Thomas Jefferson gave us this bit of wisdom:

 https://www.azquotes.com/quotes/topics/brevity.html

Note how the following authors demonstrate this most valuable of all talents:

  • “It is good people who make good places.”—Anna Sewell, Black Beauty
  • “Trials come to prove and improve us.”—St. Augustine
  • “Change always comes bearing gifts.”—Price Pritchett

Conciseness contributes to effectiveness, agreed?

In Romans 15:13, the Apostle Paul wrote a magnificent but concise blessing for the Christians in Rome. He brought together five key concepts of our faith—hope, joy, peace, trust, and power—in just thirty words or so, depending on the translation:

Whole books have been written to expound on each concept. But since this is a blog post, not a treatise, I’ll try to keep it short—and concise!

HOPE

Our Christian hope is not wishful thinking; it is confident reliance on the sacred certainties of our Heavenly Father.

Paul calls him our God of hope because of his glorious attributes manifested in our lives—his omnipotent power, gracious mercy, continual patience, lavish kindness, and absolute reliability—to name a few.
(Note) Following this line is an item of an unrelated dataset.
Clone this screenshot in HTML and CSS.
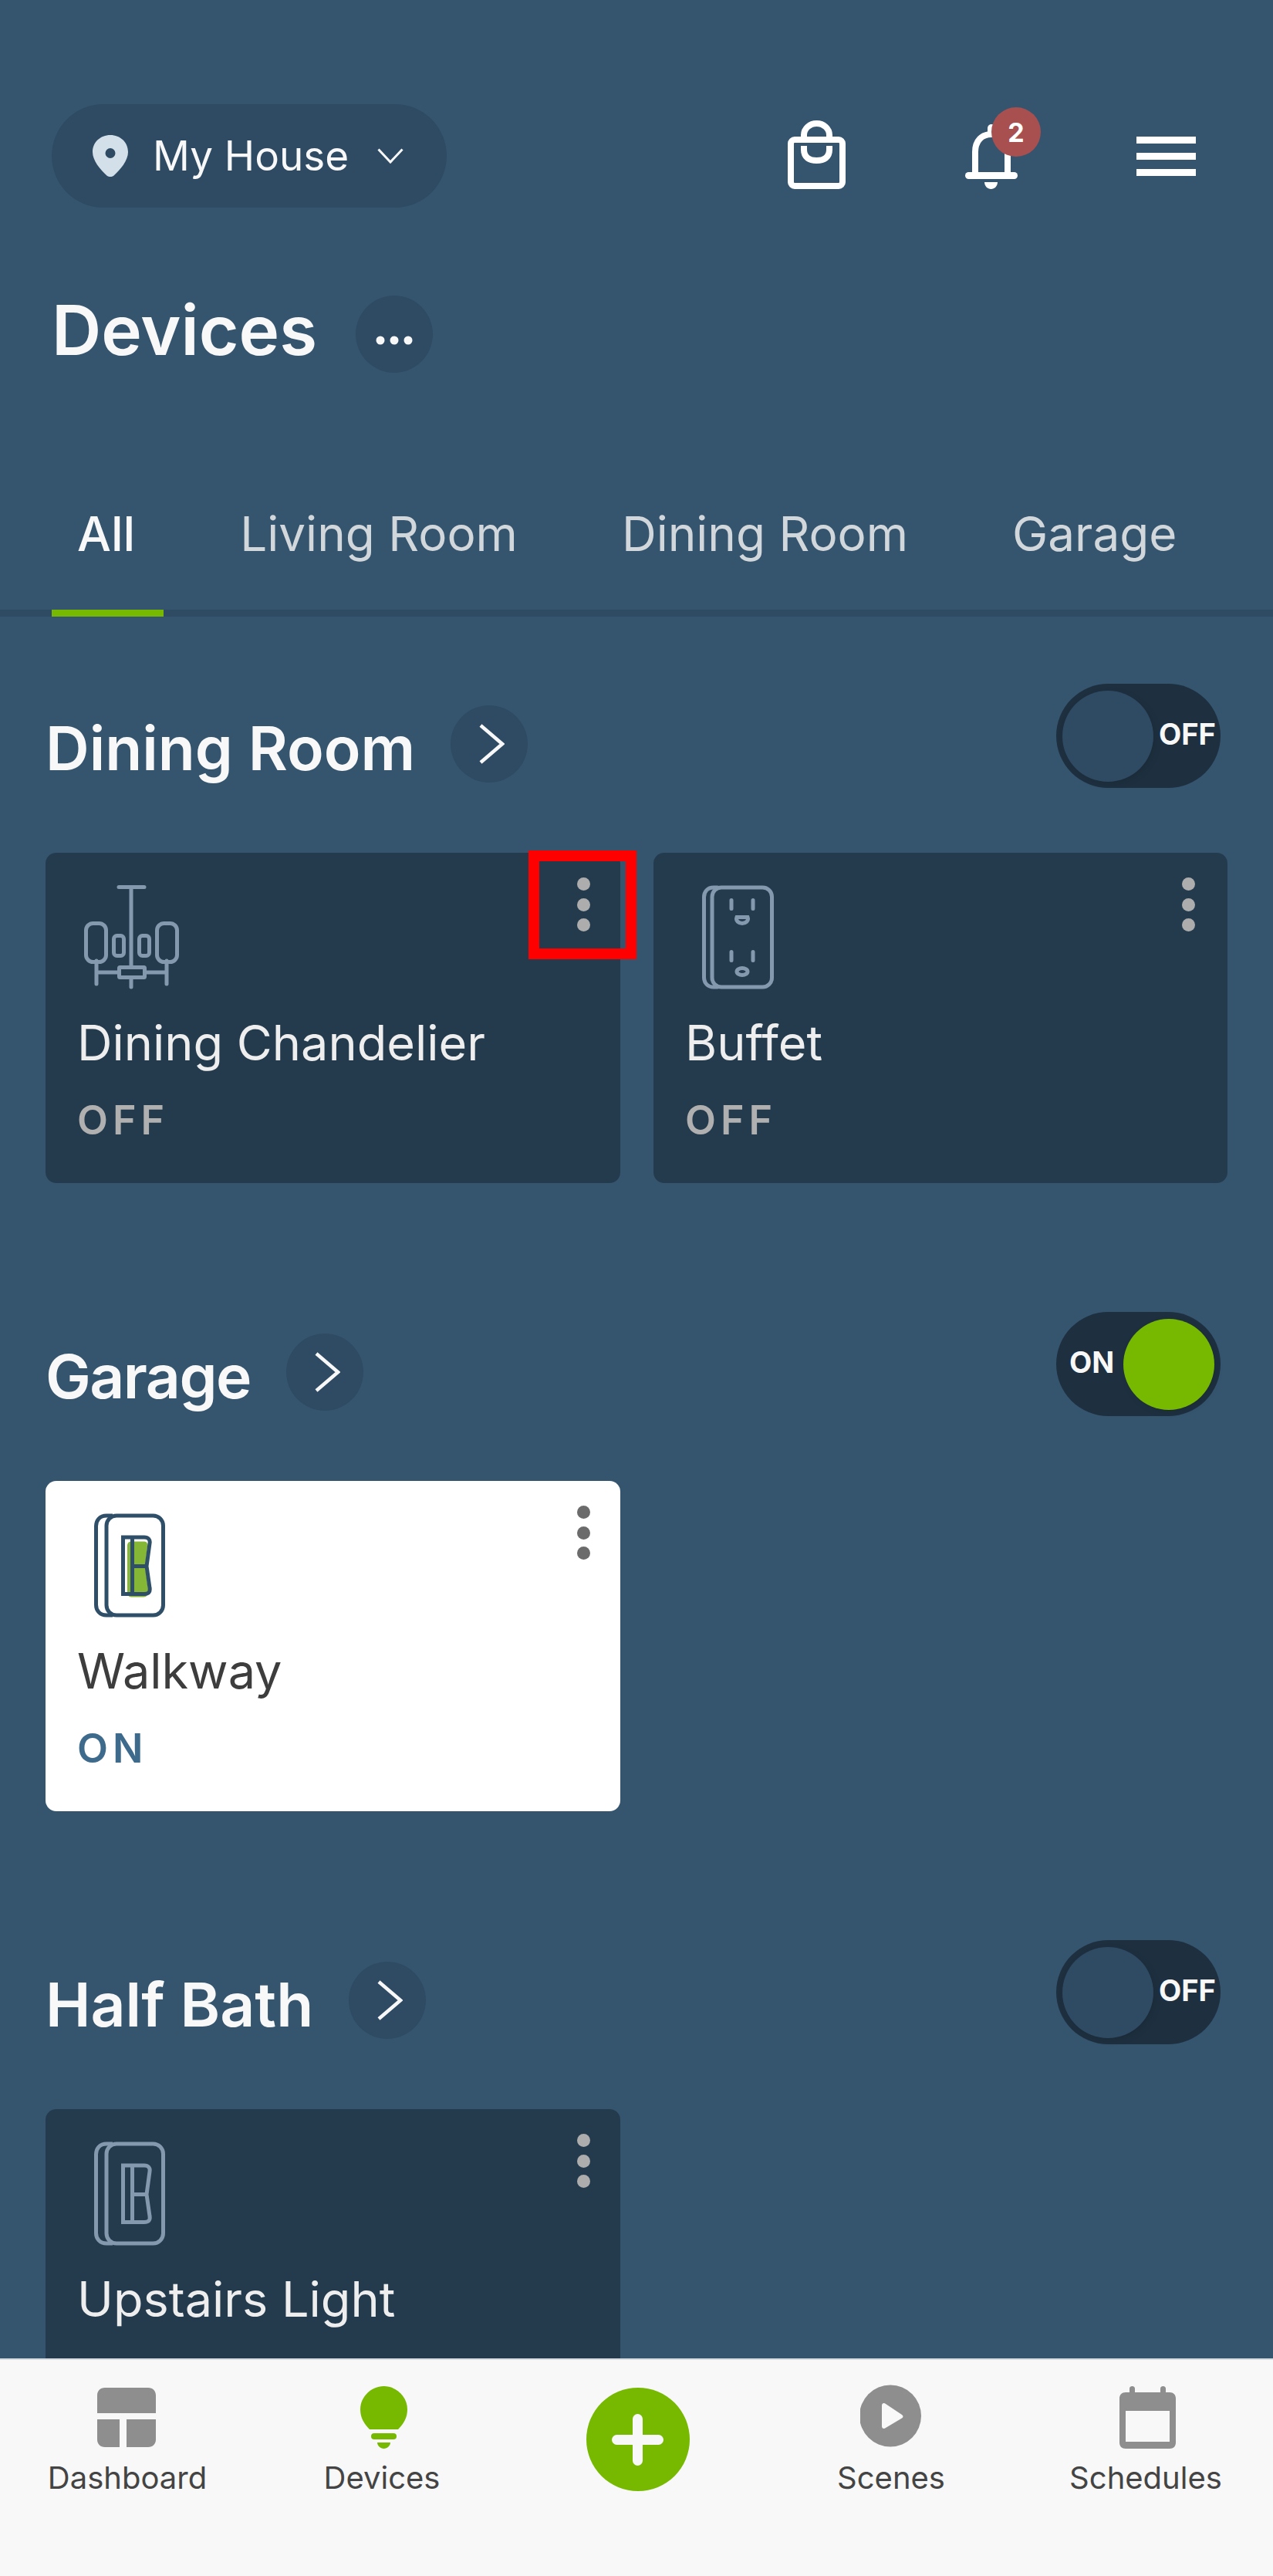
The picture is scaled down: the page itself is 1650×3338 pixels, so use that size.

And with statements of faith we can bolster our hope—statements such as these:

  • “God is kind and good, wise and powerful. All his attributes are always at work for my benefit.”
  • “God is accomplishing purpose in these circumstances, just as he always does.”
  • “He will bring me through this situation, and I’ll be a better person for it.”

JOY

Joy is not the absence of all misery and the presence of every whim; joy is found in the presence of God.

Sound silly? Talk to an old saint who has walked with Jesus many years—who’s felt the Lord’s presence surrounding him, heard God’s whispers in his heart, and experienced his guidance and provision again and again. 

This saint will tell you: the pleasures of this life don’t begin to compare to the soul-delight of intimacy with God.

PEACE

Peace is not found in circumstances; it’s found in a Person, the Prince of Peace. The better we know him, the better we know peace.

Tension decreases as we affirm:

  • He is completely trustworthy.
  • He knows everything; he’s in control of everything.
  • He takes pleasure in blessing us with all that we need.
  • He is with us to comfort, strengthen, and encourage.
  • Even in the midst of difficulty, we can experience his peace. In fact, it’s a promise.

TRUST

It’s God’s part to work all things for good; it’s our part to trust.

The question becomes, What can I do to grow in trust?

The answer: express gratitude. “The foremost quality of a trusting disciple is gratefulness”[1]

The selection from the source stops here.